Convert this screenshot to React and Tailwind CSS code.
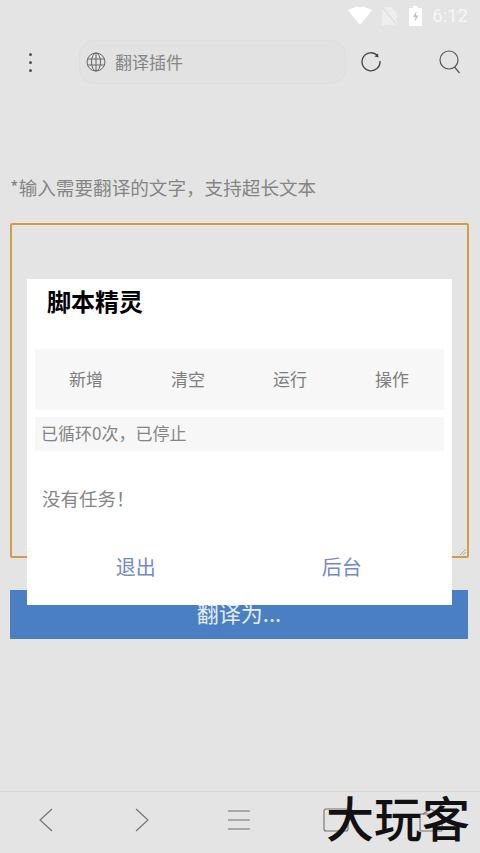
import React from "react";

const cjk = { fontFamily: '"Noto Sans CJK SC", "Noto Sans", sans-serif' };

function StatusBar() {
  return (
    <div className="h-[32px] flex items-center justify-end pr-[12px] text-white">
      <svg width="24" height="18" viewBox="0 0 24 18" className="mr-[10px]"><path d="M0 3.500C7-1.500 17-1.500 24 3.500L12 18Z" fill="#fff" /></svg>
      <svg width="15" height="18" viewBox="0 0 15 18" className="mr-[12px]"><path d="M0 0H9L15 6V18H0Z" fill="#eeeeee" /><path d="M0 0L15 18" stroke="#dcdcdc" strokeWidth="1.2" /></svg>
      <svg width="13" height="20" viewBox="0 0 13 20" className="mr-[10px]"><path d="M4 0H9V2H13V20H0V2H4Z" fill="#fff" /><path d="M7.500 5L4 11H6.500L5.500 16L9.500 9.500H7Z" fill="#c4c4c4" /></svg>
      <span className="text-[18.5px] leading-none text-[#f6f6f6]" style={{ fontFamily: "Roboto, sans-serif" }}>6:12</span>
    </div>
  );
}

function Toolbar() {
  return (
    <div className="h-[44px] mt-[8px] flex items-center">
      <div className="w-[79px] pl-[29px] flex flex-col gap-[5px]">
        <span className="w-[3px] h-[3px] rounded-full bg-[#555]" />
        <span className="w-[3px] h-[3px] rounded-full bg-[#555]" />
        <span className="w-[3px] h-[3px] rounded-full bg-[#555]" />
      </div>
      <div className="w-[267px] h-[44px] rounded-[15px] bg-[#e2e2e2] border border-[#dedede] flex items-center pl-[6px] gap-[9px]">
        <svg width="20" height="20" viewBox="0 0 20 20" fill="none" stroke="#666" strokeWidth="1">
          <circle cx="10" cy="10" r="9" />
          <ellipse cx="10" cy="10" rx="4.500" ry="9" />
          <path d="M10 1V19M1.500 7H18.500M1.500 13H18.500" />
        </svg>
        <span className="text-[17px] leading-none text-[#858585] pb-[1px]" style={cjk}>翻译插件</span>
      </div>
      <div className="ml-[15px] w-[20px] h-[20px]">
        <svg width="20" height="20" viewBox="0 0 20 20" fill="none" stroke="#444" strokeWidth="1.300">
          <path d="M16.500 3.500A9 9 0 1 0 19 9" />
          <path d="M13.500 4.500L17.500 5.500L17 1.500" fill="#444" stroke="none" />
        </svg>
      </div>
      <div className="ml-[58px] w-[22px] h-[24px]">
        <svg width="22" height="24" viewBox="0 0 22 24" fill="none" stroke="#555" strokeWidth="1.200">
          <circle cx="10" cy="10" r="9" />
          <path d="M15.500 17L20.500 23" />
        </svg>
      </div>
    </div>
  );
}

function Dialog() {
  return (
    <div className="absolute left-[27px] top-[279px] w-[425px] h-[326px] bg-white" style={cjk}>
      <div className="h-[70px] pl-[20px] pt-[7px] text-[24px] leading-[30px] font-bold text-black">脚本精灵</div>
      <div className="mx-[8px] h-[61px] bg-[#f7f7f7] grid grid-cols-4 items-center text-center text-[17px] leading-[26px] text-[#7d7d7d] pb-[2px] pr-[1px]">
        <span>新增</span>
        <span>清空</span>
        <span>运行</span>
        <span>操作</span>
      </div>
      <div className="mx-[8px] mt-[7px] h-[34px] bg-[#f7f7f7] flex items-center pl-[6px] pb-[2px] text-[17px] text-[#858585]">已循环0次，已停止</div>
      <div className="mt-[33px] pl-[15px] text-[18.5px] leading-[28px] text-[#858585]">没有任务！</div>
      <div className="mt-[41px] grid grid-cols-2 text-[20px] leading-[28px] text-[#7389c9]">
        <span className="text-center pl-[5px]">退出</span>
        <span className="text-center pr-[8px]">后台</span>
      </div>
    </div>
  );
}

function BottomBar() {
  const s = { stroke: "#707070", strokeWidth: 1.1, fill: "none" };
  return (
    <div className="h-[62px] border-t border-[#d6d6d6] relative flex items-center pb-[6px]">
      <div className="grid grid-cols-5 w-full">
        <div className="flex justify-center">
          <svg width="14" height="24" viewBox="0 0 14 24" {...s} className="mr-[4px]"><path d="M13 1L1 12L13 23" /></svg>
        </div>
        <div className="flex justify-center">
          <svg width="14" height="24" viewBox="0 0 14 24" {...s} className="mr-[4px]"><path d="M1 1L13 12L1 23" /></svg>
        </div>
        <div className="flex justify-center items-center">
          <svg width="22" height="20" viewBox="0 0 22 20" {...s} className="mr-[2px]"><path d="M0 1H22M0 10H22M0 19H22" /></svg>
        </div>
        <div className="flex justify-center items-center">
          <svg width="26" height="24" viewBox="0 0 26 24" {...s}><rect x="1" y="1" width="24" height="22" rx="2" /></svg>
        </div>
        <div className="flex justify-center items-center">
          <svg width="24" height="24" viewBox="0 0 24 24" {...s} className="ml-[-2px]"><rect x="1" y="6" width="22" height="17" rx="1" /><path d="M4 6L12 1L20 6" /></svg>
        </div>
      </div>
      <div className="absolute left-[326px] top-[-6px] text-[48px] leading-[60px] font-medium text-[#111] whitespace-nowrap" style={cjk}>大玩客</div>
    </div>
  );
}

export default function App() {
  return (
    <div className="relative w-[480px] h-[853px] bg-[#e4e4e4] flex flex-col overflow-hidden" style={cjk}>
      <StatusBar />
      <Toolbar />
      <div className="flex-1 px-[10px]">
        <p className="mt-[90px] text-[18.6px] leading-[26px] text-[#858585]">*输入需要翻译的文字，支持超长文本</p>
        <div className="relative mt-[23px] h-[335px] w-[459px] border-2 border-[#cf9f48] rounded-[2px]">
          <svg width="6" height="6" viewBox="0 0 6 6" className="absolute right-[1px] bottom-[1px]" fill="none" stroke="#999" strokeWidth="0.8"><path d="M0 6L6 0M3 6L6 3" /></svg>
        </div>
        <div className="mt-[32px] h-[49px] w-[458px] bg-[#4a7fc4] flex items-center justify-center pb-[4px] text-[22px] text-[#e6ecf6]">翻译为...</div>
      </div>
      <BottomBar />
      <Dialog />
    </div>
  );
}
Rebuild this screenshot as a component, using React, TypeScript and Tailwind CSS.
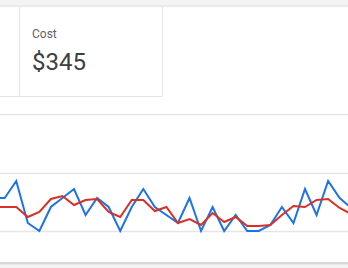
import React from 'react';

const STEP = 11.55;
const X0 = 4.7;
const TOP = 97;

// k = -1 .. 30
const blue = [198, 198, 181, 223, 231, 207, 198, 189, 215, 198, 207, 231, 207, 189, 207, 215, 223, 198, 231, 207, 231, 215, 231, 231, 225, 207, 223, 189, 215, 181, 198, 208];
const red = [207, 207, 207, 217, 212, 199, 196, 205, 200, 199, 212, 217, 200, 200, 211, 207, 223, 219, 225, 213, 222, 217, 226, 226, 225, 215, 206, 207, 200, 199, 208, 214];

function toPoints(values: number[]) {
    return values
        .map((y, i) => `${(X0 + STEP * (i - 1)).toFixed(2)},${(y - TOP).toFixed(1)}`)
        .join(' ');
}

function Chart() {
    return (
        <svg width="348" height="165" viewBox="0 0 348 165" className="block">
            {[17, 76, 134].map((y) => (
                <line key={y} x1="0" x2="348" y1={y + 0.5} y2={y + 0.5} stroke="#e6e6e6" strokeWidth="1.5" />
            ))}
            <polyline points={toPoints(blue)} fill="none" stroke="#1a73e8" strokeWidth="2" strokeLinejoin="miter" />
            <polyline points={toPoints(red)} fill="none" stroke="#d93025" strokeWidth="2" strokeLinejoin="miter" />
        </svg>
    );
}

export default function App() {
    return (
        <div className="w-[348px] h-[268px] overflow-hidden bg-[#f1f3f4] font-['Roboto','Liberation_Sans',sans-serif]">
            <div className="h-[5px]" />
            <div className="h-[2px] bg-[#e8e9eb]" />
            <div className="bg-white">
                <div className="flex h-[90px]">
                    <div className="w-[20px] border-r border-b border-[#e6e6e6]" />
                    <div className="w-[143px] border-r border-b border-[#e6e6e6] pl-3 pt-[19px]">
                        <div className="text-[12px] leading-4 text-[#5f6368]">Cost</div>
                        <div className="mt-1 text-[24px] leading-8 text-[#3c4043]">$345</div>
                    </div>
                </div>
                <Chart />
            </div>
            <div className="h-[2px] bg-[#d6d6d6]" />
            <div className="h-[1px] bg-[#e8e8e8]" />
        </div>
    );
}
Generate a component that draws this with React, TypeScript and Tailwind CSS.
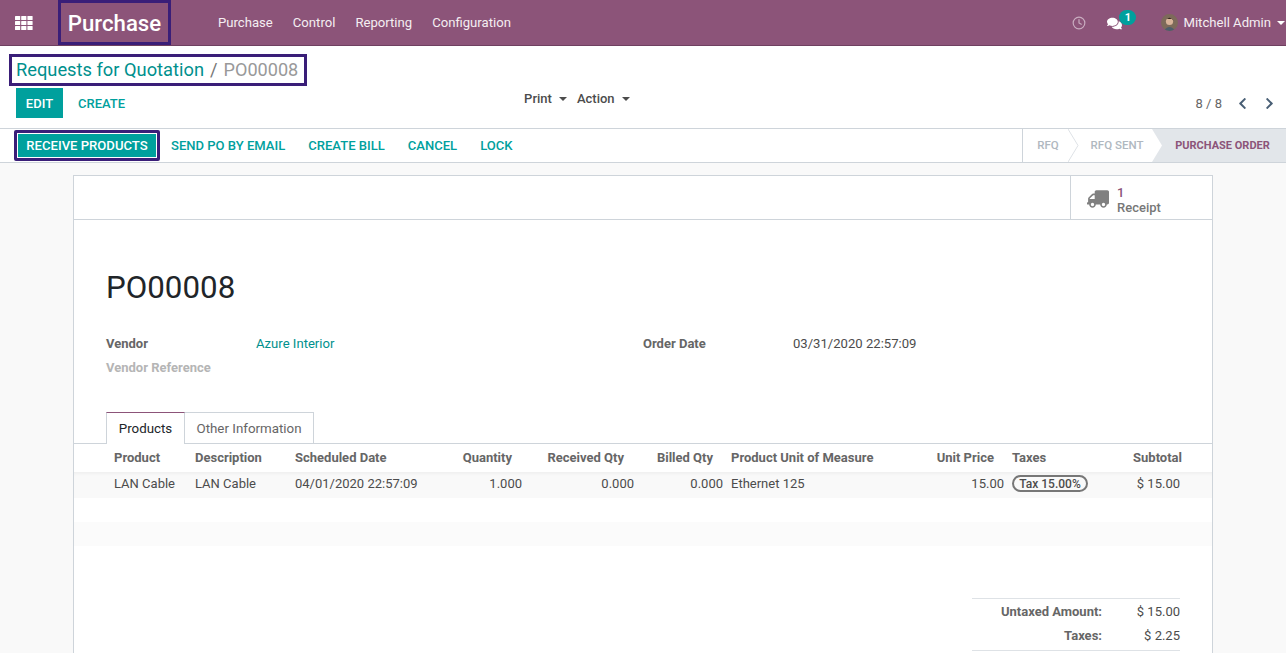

____

_Exercise task_
Give the number of lines above that hold the word "React", and nothing more.

_Answer to this task_
5